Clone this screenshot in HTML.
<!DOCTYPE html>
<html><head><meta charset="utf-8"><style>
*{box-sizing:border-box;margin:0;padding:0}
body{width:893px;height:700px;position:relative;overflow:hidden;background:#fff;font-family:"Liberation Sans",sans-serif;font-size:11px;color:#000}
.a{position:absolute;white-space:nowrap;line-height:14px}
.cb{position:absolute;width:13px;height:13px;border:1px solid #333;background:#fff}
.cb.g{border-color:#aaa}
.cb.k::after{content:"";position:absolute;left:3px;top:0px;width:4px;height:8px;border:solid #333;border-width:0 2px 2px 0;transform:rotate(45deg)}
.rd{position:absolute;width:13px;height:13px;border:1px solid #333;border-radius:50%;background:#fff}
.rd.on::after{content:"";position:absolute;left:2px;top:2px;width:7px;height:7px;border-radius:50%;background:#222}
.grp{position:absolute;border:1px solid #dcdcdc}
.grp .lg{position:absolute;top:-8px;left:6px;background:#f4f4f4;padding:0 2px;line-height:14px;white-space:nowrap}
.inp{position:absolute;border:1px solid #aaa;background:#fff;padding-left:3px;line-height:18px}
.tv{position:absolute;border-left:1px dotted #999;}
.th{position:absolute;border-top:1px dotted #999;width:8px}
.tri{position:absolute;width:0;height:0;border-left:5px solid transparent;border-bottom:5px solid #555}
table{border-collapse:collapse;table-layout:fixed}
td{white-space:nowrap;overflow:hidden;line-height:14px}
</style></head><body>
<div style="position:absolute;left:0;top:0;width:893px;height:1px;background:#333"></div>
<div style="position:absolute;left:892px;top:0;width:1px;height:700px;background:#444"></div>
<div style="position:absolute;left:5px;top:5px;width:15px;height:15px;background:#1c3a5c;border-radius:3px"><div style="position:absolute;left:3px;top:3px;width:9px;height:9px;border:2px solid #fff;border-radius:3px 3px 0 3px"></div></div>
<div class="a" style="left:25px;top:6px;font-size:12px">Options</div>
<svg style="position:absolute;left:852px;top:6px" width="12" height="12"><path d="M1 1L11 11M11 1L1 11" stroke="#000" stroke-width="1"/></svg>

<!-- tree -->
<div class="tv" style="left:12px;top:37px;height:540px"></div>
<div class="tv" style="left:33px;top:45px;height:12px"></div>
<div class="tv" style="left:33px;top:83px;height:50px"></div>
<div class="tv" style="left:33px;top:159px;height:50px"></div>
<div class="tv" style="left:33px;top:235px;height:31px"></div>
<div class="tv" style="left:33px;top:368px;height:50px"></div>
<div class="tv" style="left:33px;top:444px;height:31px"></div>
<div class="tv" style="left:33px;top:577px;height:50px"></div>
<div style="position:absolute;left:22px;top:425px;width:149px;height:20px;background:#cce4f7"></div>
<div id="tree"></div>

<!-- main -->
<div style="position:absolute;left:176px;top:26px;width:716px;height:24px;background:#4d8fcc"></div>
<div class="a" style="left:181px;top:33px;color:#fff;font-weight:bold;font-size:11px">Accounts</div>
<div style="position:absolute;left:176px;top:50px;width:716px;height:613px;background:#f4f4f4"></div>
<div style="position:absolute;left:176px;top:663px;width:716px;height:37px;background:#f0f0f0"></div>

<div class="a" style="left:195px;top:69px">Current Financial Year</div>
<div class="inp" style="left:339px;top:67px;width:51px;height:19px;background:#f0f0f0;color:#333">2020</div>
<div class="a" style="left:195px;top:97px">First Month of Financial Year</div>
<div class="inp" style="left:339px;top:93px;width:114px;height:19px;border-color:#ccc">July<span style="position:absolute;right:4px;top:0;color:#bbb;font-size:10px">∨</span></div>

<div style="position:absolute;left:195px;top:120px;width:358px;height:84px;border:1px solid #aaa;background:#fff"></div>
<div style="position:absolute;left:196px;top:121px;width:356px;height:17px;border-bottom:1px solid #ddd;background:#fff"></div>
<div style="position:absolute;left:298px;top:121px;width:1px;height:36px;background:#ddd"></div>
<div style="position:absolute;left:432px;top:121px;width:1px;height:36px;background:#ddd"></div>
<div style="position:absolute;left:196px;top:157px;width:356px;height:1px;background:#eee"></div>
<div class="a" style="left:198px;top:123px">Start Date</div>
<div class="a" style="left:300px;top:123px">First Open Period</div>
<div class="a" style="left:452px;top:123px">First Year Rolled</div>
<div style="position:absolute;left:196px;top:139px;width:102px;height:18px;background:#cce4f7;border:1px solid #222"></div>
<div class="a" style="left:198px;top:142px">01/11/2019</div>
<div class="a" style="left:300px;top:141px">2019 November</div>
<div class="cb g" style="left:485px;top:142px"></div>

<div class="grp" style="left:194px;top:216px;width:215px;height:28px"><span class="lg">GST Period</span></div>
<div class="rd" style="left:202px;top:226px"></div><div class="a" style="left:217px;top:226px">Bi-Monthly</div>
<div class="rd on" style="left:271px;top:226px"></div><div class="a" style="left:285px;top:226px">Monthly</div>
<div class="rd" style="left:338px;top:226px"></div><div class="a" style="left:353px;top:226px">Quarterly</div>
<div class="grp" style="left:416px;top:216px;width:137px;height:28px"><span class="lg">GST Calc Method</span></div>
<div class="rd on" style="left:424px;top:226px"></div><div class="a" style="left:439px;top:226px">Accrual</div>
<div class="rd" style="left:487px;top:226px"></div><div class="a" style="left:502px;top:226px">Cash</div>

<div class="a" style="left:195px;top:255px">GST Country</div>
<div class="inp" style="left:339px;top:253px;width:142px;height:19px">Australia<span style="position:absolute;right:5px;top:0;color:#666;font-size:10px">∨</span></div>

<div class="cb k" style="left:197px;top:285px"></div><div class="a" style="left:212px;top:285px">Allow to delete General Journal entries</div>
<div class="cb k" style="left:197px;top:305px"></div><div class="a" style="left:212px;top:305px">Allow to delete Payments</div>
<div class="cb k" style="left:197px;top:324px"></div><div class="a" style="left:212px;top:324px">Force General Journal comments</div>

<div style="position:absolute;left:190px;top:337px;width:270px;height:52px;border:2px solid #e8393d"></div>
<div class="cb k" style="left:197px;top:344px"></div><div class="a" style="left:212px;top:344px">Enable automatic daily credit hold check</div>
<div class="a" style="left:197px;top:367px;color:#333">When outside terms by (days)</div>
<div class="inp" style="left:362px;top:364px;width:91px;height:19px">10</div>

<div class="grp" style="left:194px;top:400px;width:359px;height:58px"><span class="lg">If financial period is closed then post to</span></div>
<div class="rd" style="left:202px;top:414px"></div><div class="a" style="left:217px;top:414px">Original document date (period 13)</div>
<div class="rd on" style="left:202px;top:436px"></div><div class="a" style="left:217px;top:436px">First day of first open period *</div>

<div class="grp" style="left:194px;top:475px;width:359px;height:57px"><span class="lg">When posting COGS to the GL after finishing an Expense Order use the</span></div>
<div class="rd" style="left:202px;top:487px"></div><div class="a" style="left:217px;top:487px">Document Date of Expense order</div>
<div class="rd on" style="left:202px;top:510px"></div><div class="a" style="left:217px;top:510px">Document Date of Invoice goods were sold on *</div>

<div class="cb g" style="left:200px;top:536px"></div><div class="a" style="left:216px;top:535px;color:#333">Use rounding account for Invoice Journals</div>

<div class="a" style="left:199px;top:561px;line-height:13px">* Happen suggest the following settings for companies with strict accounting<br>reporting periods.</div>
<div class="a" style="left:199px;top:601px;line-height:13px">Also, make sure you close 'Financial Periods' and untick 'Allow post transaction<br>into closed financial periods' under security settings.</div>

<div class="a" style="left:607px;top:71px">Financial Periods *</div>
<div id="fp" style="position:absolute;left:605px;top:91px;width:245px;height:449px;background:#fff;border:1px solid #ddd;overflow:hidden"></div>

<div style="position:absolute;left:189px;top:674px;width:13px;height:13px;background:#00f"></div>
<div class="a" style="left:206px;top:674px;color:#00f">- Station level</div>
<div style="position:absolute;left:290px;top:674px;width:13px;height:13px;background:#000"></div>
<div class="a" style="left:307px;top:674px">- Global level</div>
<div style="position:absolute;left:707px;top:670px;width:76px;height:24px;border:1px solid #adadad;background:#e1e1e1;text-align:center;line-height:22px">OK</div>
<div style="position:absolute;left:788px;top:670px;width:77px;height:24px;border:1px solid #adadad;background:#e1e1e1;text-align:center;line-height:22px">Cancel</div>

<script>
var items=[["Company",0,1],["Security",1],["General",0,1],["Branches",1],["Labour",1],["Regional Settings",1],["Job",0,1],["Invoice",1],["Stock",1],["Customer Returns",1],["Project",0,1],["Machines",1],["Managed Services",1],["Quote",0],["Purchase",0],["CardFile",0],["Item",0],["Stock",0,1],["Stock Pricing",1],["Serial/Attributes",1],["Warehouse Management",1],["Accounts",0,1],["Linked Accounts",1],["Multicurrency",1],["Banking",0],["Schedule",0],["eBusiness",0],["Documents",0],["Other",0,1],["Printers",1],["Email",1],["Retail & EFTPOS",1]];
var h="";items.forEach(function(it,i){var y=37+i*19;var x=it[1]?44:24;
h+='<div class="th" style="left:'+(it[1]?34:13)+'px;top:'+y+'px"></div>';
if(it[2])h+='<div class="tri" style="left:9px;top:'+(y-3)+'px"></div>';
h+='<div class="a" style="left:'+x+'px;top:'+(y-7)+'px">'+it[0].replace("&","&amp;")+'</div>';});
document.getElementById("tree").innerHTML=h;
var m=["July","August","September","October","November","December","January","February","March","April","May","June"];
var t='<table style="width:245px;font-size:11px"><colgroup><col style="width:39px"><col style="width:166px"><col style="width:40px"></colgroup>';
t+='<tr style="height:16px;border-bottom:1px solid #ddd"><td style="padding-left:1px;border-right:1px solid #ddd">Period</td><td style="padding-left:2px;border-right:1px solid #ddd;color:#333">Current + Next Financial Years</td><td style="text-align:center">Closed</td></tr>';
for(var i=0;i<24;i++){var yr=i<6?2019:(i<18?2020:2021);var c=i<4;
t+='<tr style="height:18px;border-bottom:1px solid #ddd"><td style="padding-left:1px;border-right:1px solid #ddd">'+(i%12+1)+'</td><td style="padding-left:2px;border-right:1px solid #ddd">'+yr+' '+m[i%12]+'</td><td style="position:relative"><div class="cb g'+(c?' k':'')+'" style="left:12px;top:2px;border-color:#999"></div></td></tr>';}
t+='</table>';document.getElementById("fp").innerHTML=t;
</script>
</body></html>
+-------+
_Given task_. Using the material above, quote the first line and each line after it, stopping at and including the line that holds "1L11 11M11 1L1".

_Result of this task_.
Clone this screenshot in HTML.
<!DOCTYPE html>
<html><head><meta charset="utf-8"><style>
*{box-sizing:border-box;margin:0;padding:0}
body{width:893px;height:700px;position:relative;overflow:hidden;background:#fff;font-family:"Liberation Sans",sans-serif;font-size:11px;color:#000}
.a{position:absolute;white-space:nowrap;line-height:14px}
.cb{position:absolute;width:13px;height:13px;border:1px solid #333;background:#fff}
.cb.g{border-color:#aaa}
.cb.k::after{content:"";position:absolute;left:3px;top:0px;width:4px;height:8px;border:solid #333;border-width:0 2px 2px 0;transform:rotate(45deg)}
.rd{position:absolute;width:13px;height:13px;border:1px solid #333;border-radius:50%;background:#fff}
.rd.on::after{content:"";position:absolute;left:2px;top:2px;width:7px;height:7px;border-radius:50%;background:#222}
.grp{position:absolute;border:1px solid #dcdcdc}
.grp .lg{position:absolute;top:-8px;left:6px;background:#f4f4f4;padding:0 2px;line-height:14px;white-space:nowrap}
.inp{position:absolute;border:1px solid #aaa;background:#fff;padding-left:3px;line-height:18px}
.tv{position:absolute;border-left:1px dotted #999;}
.th{position:absolute;border-top:1px dotted #999;width:8px}
.tri{position:absolute;width:0;height:0;border-left:5px solid transparent;border-bottom:5px solid #555}
table{border-collapse:collapse;table-layout:fixed}
td{white-space:nowrap;overflow:hidden;line-height:14px}
</style></head><body>
<div style="position:absolute;left:0;top:0;width:893px;height:1px;background:#333"></div>
<div style="position:absolute;left:892px;top:0;width:1px;height:700px;background:#444"></div>
<div style="position:absolute;left:5px;top:5px;width:15px;height:15px;background:#1c3a5c;border-radius:3px"><div style="position:absolute;left:3px;top:3px;width:9px;height:9px;border:2px solid #fff;border-radius:3px 3px 0 3px"></div></div>
<div class="a" style="left:25px;top:6px;font-size:12px">Options</div>
<svg style="position:absolute;left:852px;top:6px" width="12" height="12"><path d="M1 1L11 11M11 1L1 11" stroke="#000" stroke-width="1"/></svg>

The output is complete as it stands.